• _GIVEN TASK_: Output exactly the lines that run from the line containing "Emit a web page" through the line containing "</post-screen>", with both ends included.

• _INFORMATION SHOWN_:

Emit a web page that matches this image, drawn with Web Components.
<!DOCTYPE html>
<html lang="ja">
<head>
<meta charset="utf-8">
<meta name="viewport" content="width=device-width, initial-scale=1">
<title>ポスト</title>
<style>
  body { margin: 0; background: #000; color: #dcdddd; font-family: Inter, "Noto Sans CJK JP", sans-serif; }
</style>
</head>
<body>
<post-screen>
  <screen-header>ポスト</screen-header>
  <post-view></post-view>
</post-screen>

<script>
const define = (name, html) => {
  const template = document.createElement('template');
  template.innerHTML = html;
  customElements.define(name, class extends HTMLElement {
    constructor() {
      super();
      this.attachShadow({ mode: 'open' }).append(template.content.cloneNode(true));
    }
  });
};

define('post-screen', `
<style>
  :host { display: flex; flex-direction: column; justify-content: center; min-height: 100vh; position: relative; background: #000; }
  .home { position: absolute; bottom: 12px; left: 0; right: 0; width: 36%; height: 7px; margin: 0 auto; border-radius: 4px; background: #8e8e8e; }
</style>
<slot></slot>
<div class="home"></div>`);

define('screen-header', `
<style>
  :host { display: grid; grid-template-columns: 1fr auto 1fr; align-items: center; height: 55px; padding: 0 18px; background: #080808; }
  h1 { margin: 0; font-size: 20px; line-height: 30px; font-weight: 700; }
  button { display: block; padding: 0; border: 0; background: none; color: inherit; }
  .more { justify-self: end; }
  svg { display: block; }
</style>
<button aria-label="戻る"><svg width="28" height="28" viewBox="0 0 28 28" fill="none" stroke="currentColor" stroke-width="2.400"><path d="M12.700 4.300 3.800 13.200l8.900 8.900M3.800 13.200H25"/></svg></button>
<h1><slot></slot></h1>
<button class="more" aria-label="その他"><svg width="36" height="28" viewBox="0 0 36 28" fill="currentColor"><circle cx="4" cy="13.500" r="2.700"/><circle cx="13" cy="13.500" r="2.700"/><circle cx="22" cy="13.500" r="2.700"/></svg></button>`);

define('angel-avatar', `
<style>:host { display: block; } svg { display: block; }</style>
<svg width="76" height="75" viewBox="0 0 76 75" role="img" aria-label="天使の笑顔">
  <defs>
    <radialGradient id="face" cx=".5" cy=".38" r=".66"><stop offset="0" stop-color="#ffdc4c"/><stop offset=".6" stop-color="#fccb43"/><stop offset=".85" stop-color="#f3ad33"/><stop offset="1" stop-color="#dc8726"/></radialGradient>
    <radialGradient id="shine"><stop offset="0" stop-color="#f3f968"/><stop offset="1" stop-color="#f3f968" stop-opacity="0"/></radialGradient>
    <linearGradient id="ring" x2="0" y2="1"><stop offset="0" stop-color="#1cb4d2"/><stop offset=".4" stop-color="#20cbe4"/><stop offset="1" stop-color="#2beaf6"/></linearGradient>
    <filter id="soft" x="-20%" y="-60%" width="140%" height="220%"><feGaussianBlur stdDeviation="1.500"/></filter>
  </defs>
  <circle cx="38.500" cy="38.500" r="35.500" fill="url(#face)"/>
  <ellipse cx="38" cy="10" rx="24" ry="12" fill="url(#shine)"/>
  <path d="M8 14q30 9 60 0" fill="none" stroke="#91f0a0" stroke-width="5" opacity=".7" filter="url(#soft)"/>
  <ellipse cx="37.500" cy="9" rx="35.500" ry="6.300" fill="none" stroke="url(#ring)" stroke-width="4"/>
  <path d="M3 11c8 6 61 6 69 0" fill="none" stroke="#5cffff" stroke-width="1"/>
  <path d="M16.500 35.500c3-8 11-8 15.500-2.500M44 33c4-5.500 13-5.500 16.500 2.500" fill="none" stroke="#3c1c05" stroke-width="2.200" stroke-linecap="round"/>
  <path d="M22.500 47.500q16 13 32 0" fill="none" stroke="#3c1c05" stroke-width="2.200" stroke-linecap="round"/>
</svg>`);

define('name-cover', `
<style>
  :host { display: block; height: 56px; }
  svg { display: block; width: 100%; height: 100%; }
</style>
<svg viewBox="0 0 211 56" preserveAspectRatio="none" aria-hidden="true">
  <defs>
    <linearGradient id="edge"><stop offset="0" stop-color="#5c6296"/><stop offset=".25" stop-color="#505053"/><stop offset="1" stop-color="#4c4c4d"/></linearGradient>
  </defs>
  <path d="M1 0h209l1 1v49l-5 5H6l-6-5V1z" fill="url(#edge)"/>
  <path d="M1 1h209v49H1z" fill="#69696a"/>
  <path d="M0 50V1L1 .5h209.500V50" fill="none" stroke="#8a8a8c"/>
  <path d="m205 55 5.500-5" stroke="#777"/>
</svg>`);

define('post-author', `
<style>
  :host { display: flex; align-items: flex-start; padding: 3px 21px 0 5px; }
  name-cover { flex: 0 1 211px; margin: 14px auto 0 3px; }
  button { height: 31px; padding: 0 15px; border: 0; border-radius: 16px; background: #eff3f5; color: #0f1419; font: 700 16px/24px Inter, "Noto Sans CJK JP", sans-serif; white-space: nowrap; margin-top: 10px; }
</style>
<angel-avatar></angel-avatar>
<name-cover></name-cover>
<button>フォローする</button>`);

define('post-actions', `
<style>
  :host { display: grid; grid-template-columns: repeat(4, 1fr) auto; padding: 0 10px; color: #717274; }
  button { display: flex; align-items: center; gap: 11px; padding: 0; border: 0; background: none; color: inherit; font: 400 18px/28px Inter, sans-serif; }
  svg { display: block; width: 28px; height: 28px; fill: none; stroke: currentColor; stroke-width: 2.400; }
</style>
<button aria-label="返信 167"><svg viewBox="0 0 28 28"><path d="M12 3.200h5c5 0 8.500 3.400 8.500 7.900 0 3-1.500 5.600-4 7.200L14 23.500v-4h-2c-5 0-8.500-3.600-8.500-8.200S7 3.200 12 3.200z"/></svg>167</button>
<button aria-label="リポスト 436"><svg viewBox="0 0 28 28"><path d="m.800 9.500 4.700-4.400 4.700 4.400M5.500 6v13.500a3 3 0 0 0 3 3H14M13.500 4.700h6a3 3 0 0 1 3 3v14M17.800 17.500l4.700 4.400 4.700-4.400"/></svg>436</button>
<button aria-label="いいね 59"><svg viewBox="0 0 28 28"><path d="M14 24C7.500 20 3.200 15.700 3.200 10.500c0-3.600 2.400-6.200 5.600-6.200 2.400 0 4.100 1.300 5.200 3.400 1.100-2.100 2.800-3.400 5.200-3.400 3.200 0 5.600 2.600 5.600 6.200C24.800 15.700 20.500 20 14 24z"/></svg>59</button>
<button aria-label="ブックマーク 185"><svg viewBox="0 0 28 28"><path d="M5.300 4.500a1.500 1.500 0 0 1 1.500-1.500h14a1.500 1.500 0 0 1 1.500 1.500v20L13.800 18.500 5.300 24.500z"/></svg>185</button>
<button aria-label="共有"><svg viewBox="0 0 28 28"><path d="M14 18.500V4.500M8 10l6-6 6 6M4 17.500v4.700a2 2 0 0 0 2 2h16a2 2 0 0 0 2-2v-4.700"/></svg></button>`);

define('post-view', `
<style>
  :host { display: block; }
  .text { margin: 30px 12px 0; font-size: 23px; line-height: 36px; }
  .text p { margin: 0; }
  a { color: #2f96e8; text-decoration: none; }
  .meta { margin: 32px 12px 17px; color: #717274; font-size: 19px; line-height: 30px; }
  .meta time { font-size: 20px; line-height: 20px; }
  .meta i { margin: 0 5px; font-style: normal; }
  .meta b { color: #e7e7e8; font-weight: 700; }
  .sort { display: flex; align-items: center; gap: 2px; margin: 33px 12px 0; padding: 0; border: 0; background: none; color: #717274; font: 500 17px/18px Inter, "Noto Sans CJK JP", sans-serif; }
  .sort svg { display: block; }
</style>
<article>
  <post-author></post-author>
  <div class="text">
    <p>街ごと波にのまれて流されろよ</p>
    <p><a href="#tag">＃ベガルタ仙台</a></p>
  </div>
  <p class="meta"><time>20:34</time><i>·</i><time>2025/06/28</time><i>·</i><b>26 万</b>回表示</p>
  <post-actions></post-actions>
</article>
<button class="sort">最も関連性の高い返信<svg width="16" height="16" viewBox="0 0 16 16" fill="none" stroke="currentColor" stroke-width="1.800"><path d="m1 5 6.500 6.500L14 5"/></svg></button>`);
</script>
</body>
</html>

...

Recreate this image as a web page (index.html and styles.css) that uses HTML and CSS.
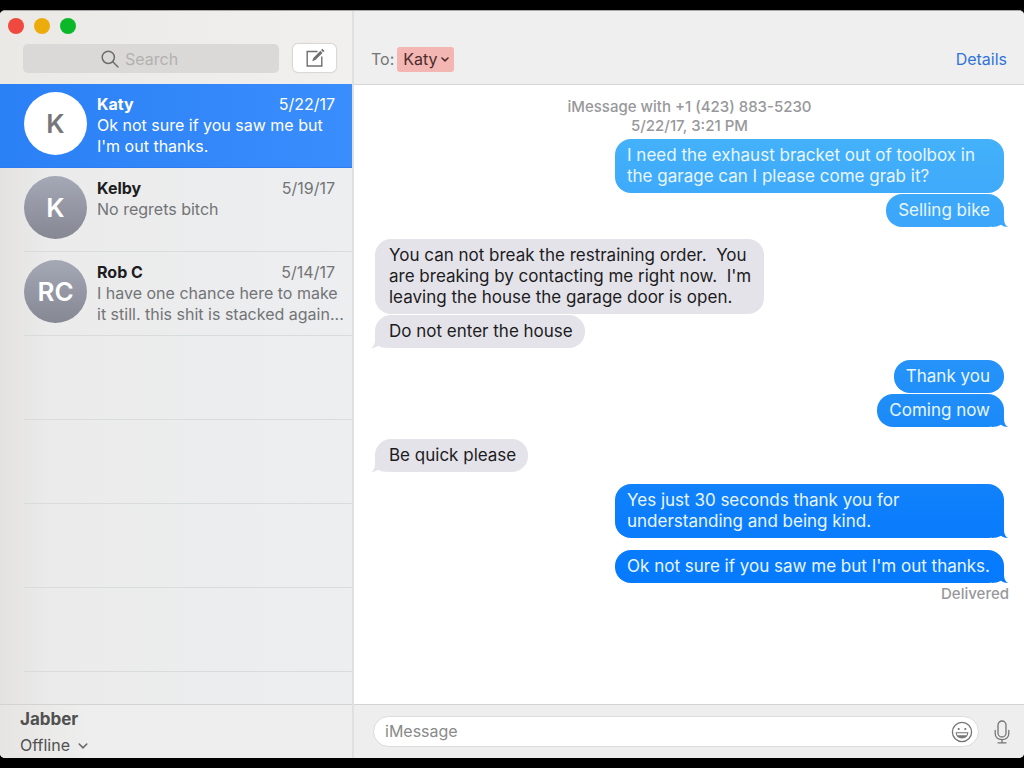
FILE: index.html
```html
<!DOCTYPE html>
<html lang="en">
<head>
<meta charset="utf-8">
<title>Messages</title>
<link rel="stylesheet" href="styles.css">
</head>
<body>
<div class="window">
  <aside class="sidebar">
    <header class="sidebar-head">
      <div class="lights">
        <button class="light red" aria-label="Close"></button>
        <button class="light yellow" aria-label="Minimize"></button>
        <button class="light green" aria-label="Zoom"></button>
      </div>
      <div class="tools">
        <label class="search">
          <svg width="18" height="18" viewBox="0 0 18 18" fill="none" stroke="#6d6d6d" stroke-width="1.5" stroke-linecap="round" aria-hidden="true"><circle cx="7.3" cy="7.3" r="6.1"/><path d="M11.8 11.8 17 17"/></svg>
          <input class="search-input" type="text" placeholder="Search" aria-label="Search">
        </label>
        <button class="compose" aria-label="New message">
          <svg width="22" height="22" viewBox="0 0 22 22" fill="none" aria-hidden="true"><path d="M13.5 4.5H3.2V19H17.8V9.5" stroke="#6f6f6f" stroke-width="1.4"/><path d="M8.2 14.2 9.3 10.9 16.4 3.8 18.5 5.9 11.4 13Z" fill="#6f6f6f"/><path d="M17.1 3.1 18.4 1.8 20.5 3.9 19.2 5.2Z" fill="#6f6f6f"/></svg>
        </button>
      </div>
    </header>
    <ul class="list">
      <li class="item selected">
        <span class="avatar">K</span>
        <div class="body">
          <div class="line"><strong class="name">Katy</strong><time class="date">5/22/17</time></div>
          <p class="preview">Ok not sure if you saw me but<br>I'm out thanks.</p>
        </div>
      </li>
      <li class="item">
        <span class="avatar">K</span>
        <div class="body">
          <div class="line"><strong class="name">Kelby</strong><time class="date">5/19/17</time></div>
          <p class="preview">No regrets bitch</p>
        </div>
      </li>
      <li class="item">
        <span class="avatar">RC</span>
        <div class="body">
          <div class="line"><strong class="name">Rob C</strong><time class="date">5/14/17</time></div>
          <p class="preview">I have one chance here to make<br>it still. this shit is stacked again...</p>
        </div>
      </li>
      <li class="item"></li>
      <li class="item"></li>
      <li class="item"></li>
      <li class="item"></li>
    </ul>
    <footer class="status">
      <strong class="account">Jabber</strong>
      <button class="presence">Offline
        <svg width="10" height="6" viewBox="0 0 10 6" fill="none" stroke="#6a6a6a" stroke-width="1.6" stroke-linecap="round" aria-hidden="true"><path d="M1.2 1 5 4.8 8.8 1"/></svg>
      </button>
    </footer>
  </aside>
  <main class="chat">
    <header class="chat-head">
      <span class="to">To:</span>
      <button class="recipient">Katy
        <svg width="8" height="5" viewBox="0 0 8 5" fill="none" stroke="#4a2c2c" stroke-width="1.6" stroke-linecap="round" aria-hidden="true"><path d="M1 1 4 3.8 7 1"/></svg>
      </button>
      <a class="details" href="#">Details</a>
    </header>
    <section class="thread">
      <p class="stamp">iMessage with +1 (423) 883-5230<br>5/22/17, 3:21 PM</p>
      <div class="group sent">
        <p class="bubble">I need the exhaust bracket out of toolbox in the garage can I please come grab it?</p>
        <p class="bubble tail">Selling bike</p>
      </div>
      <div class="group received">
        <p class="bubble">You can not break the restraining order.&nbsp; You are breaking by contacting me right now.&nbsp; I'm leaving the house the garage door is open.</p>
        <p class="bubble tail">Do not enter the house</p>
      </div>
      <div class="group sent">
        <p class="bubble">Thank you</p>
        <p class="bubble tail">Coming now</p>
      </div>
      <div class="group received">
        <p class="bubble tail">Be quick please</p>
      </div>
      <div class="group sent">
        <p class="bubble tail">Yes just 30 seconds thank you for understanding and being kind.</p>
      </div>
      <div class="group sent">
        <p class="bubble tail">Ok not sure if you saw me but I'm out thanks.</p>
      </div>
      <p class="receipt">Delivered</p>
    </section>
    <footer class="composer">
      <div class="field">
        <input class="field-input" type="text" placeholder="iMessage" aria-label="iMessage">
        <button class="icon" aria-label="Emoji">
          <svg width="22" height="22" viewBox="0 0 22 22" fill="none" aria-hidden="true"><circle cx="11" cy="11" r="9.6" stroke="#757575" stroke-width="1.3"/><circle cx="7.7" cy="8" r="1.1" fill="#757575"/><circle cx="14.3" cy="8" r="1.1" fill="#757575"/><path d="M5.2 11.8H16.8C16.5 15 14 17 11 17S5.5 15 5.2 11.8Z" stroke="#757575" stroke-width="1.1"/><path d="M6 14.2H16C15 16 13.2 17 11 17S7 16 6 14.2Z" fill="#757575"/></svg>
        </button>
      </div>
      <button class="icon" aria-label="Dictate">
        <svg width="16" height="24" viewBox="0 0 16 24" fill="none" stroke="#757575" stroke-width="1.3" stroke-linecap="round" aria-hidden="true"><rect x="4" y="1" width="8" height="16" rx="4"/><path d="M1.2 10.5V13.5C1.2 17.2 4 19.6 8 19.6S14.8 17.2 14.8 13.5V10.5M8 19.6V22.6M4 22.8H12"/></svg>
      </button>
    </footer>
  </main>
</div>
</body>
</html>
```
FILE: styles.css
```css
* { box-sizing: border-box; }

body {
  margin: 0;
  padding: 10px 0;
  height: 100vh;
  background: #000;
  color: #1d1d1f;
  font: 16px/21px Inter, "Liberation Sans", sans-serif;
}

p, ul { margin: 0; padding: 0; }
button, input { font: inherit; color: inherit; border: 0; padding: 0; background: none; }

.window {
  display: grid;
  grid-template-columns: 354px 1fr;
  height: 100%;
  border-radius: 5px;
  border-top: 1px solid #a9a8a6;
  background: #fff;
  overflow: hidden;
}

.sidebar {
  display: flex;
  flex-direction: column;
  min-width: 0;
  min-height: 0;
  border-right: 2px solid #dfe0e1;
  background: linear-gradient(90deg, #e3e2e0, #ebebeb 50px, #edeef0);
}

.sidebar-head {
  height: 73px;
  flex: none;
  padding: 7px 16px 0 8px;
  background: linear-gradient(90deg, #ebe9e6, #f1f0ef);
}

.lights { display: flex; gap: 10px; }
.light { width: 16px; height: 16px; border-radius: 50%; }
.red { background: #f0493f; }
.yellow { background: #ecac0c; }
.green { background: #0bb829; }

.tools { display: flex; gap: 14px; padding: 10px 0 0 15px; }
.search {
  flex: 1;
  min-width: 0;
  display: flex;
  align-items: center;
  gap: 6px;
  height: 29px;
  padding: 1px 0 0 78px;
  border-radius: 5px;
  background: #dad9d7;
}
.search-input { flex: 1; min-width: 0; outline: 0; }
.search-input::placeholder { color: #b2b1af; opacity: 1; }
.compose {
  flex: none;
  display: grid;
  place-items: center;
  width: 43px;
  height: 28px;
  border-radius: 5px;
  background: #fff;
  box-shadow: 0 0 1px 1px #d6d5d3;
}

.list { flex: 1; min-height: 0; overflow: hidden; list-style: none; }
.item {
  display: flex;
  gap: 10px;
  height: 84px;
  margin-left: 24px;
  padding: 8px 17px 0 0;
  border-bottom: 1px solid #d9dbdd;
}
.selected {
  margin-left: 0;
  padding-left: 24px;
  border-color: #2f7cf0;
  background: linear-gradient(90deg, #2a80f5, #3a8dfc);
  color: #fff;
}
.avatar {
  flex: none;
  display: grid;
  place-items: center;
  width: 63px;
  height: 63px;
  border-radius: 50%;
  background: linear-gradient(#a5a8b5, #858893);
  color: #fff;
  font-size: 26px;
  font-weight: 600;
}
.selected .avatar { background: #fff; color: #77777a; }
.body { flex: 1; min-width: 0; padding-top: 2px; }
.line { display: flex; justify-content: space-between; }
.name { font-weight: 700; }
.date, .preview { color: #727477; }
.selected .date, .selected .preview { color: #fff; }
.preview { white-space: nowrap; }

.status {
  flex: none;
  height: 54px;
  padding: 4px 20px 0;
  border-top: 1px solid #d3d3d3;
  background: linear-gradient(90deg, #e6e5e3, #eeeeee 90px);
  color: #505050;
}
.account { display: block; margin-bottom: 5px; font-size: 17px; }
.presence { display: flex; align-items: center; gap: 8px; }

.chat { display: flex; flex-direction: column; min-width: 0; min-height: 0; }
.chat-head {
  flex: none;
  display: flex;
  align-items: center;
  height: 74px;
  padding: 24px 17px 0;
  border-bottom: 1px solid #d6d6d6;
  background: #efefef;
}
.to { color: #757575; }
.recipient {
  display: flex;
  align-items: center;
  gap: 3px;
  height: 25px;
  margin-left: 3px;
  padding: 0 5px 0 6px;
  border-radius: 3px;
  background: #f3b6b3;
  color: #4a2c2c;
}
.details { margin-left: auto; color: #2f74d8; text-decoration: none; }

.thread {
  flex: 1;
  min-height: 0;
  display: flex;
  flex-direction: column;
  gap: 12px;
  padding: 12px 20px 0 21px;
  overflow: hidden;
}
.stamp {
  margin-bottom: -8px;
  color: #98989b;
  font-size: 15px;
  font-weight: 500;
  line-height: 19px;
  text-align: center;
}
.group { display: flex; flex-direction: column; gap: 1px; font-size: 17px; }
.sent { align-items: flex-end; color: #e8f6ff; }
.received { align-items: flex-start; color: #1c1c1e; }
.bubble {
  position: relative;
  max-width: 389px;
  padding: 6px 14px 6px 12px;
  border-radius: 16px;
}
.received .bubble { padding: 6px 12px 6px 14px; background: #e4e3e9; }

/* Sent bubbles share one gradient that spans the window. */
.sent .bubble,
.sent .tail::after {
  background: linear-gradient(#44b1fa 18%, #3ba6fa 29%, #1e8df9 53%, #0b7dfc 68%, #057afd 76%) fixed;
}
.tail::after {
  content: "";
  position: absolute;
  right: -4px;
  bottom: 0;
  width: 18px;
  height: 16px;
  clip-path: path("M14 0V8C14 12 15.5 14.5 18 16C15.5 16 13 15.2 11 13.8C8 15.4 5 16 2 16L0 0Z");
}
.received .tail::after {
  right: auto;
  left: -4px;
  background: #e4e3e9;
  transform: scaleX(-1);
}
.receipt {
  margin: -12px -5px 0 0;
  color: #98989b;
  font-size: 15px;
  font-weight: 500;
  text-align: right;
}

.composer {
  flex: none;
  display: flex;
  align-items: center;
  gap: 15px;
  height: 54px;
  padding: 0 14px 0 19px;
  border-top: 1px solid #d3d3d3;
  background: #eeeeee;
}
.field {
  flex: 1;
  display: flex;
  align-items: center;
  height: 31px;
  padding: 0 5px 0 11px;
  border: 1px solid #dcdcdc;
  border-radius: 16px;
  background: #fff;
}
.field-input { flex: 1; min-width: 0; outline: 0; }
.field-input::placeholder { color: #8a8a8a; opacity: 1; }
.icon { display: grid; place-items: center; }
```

• _ANSWER TO THE PROBLEM_:
Emit a web page that matches this image, drawn with Web Components.
<!DOCTYPE html>
<html lang="ja">
<head>
<meta charset="utf-8">
<meta name="viewport" content="width=device-width, initial-scale=1">
<title>ポスト</title>
<style>
  body { margin: 0; background: #000; color: #dcdddd; font-family: Inter, "Noto Sans CJK JP", sans-serif; }
</style>
</head>
<body>
<post-screen>
  <screen-header>ポスト</screen-header>
  <post-view></post-view>
</post-screen>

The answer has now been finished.